On Thursday, when asked about whether the migration rush should be considered a “crisis,” White House Press Secretary Jen Psaki said “we don’t see the need to put new labels.”
“It doesn’t matter what you call it. It is an enormous challenge,” Psaki said. “The president is very focused and very in the weeds on the operational details here and on pushing his team to take every step that can be taken to address … the fact that these border patrol facilities are not made for children.”
Meanwhile, some Democrats are making their own plans to visit detention centers where migrants are being held. Cuellar has planned a bipartisan trip with Sen. John Cornyn (R-Texas) to visit one of the same facilities that Biden administration officials recently toured. And Rep. Joaquin Castro (D-Texas) is planning his own trip in the next few weeks for his Democratic colleagues, as Axios first reported.
“Republican politicians are fear-mongering and scapegoating children and families seeking asylum to distract from their lack of any governing agenda to help the American people,” Castro said in a statement. “This is a deep humanitarian situation that demands a dignified response, not dangerous rhetoric.”
Roberta Jacobson, Biden’s coordinator for the southern border, acknowledged on Wednesday that the administration sometimes has struggled to convey an ultimately promising message to migrants while also urging them not to travel to the U.S. until the country’s immigration system is better equipped.
Administration officials have also maintained that their response at the southern border has been complicated by Trump’s effective dismantling of cross-border immigration systems, the administration’s refusal to turn migrants away, and the coronavirus that has consumed Biden as his top priority.
The pandemic adds its own wrinkle to the current state of immigration politics. Migrants are tested for Covid before entering the U.S. and supposed to isolate if they receive a positive diagnosis. But Republicans have seized on reports that some migrants who tested positive for coronavirus were released into Texas.
“There are super-spreader caravans coming across,” House Minority Whip Steve Scalise (R-La.) said at Thursday’s news conference. “This was all done by President Biden, and President Biden can address and reverse this policy.”

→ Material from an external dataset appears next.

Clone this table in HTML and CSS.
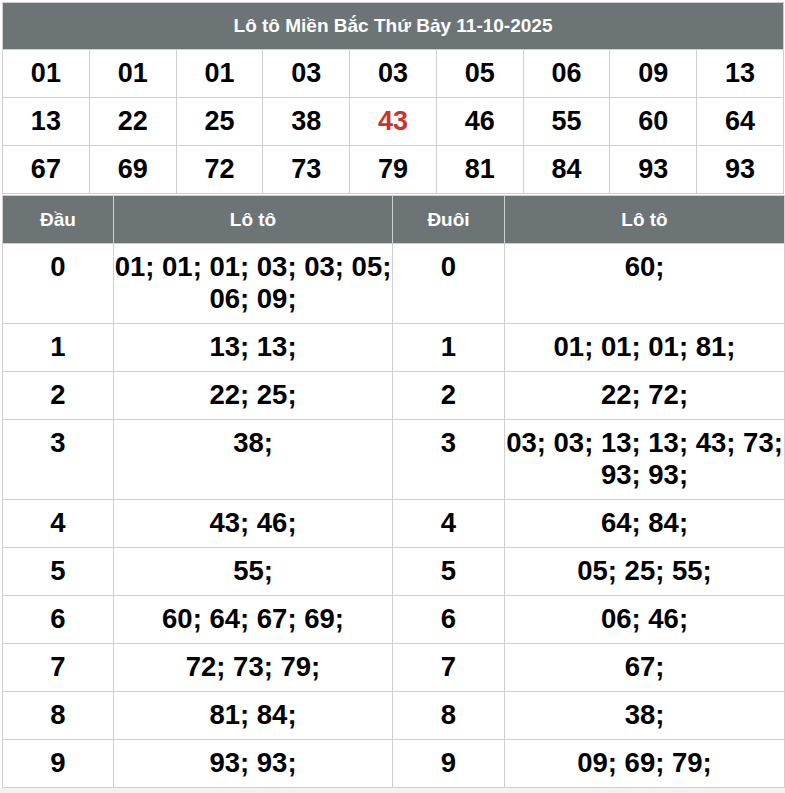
FILE: index.html
```html
<!DOCTYPE html>
<html lang="vi">
<head>
<meta charset="utf-8">
<title>Lô tô Miền Bắc</title>
<link rel="stylesheet" href="styles.css">
</head>
<body>
<div class="wrap">
<table class="kq">
  <thead>
    <tr><th colspan="9" class="title">Lô tô Miền Bắc Thứ Bảy 11-10-2025</th></tr>
  </thead>
  <tbody>
    <tr><td>01</td><td>01</td><td>01</td><td>03</td><td>03</td><td>05</td><td>06</td><td>09</td><td>13</td></tr>
    <tr><td>13</td><td>22</td><td>25</td><td>38</td><td class="red">43</td><td>46</td><td>55</td><td>60</td><td>64</td></tr>
    <tr><td>67</td><td>69</td><td>72</td><td>73</td><td>79</td><td>81</td><td>84</td><td>93</td><td>93</td></tr>
  </tbody>
</table>
<table class="dd">
  <colgroup><col class="c1"><col class="c2"><col class="c3"><col class="c4"></colgroup>
  <thead>
    <tr><th>Đầu</th><th>Lô tô</th><th>Đuôi</th><th>Lô tô</th></tr>
  </thead>
  <tbody>
    <tr><td>0</td><td>01; 01; 01; 03; 03; 05; 06; 09;</td><td>0</td><td>60;</td></tr>
    <tr><td>1</td><td>13; 13;</td><td>1</td><td>01; 01; 01; 81;</td></tr>
    <tr><td>2</td><td>22; 25;</td><td>2</td><td>22; 72;</td></tr>
    <tr><td>3</td><td>38;</td><td>3</td><td>03; 03; 13; 13; 43; 73; 93; 93;</td></tr>
    <tr><td>4</td><td>43; 46;</td><td>4</td><td>64; 84;</td></tr>
    <tr><td>5</td><td>55;</td><td>5</td><td>05; 25; 55;</td></tr>
    <tr><td>6</td><td>60; 64; 67; 69;</td><td>6</td><td>06; 46;</td></tr>
    <tr><td>7</td><td>72; 73; 79;</td><td>7</td><td>67;</td></tr>
    <tr><td>8</td><td>81; 84;</td><td>8</td><td>38;</td></tr>
    <tr><td>9</td><td>93; 93;</td><td>9</td><td>09; 69; 79;</td></tr>
  </tbody>
</table>
</div>
<div class="foot"></div>
</body>
</html>
```

FILE: styles.css
```css
html, body {
  margin: 0;
  padding: 0;
  background: #fff;
}
body {
  font-family: "Liberation Sans", Arial, sans-serif;
  color: #000;
}
.wrap {
  padding: 2px 1px 0 2px;
}
table {
  width: 782px;
  border-collapse: collapse;
  table-layout: fixed;
}
th, td {
  border: 1px solid #cfcfcf;
  text-align: center;
  font-weight: bold;
  padding: 0;
}
.kq .title {
  background: #6c7476;
  color: #fff;
  font-size: 19px;
  height: 46px;
}
.kq td {
  font-size: 27px;
  height: 47px;
}
.kq .red {
  color: #c8352b;
}
.dd {
  margin-top: 1px;
}
.dd col.c1 { width: 111px; }
.dd col.c2 { width: 279px; }
.dd col.c3 { width: 112px; }
.dd col.c4 { width: 280px; }
.dd th {
  background: #6c7476;
  color: #fff;
  font-size: 19px;
  height: 47px;
}
.dd td {
  font-size: 27.5px;
  line-height: 32px;
  vertical-align: top;
  padding: 7px 0 8px;
}
.foot {
  height: 6px;
  background: #f2f2f2;
}
```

A White House spokesperson countered that during their visit to the border, Republicans will see “the cruelty, chaos and confusion pushed by the prior administration.”
“We hope once these Republican members return, they come to the table ready to work with the White House and Democrats in Congress to bring our immigration system into the 21st century,” said the spokesperson.
Quint Forgey contributed to this report.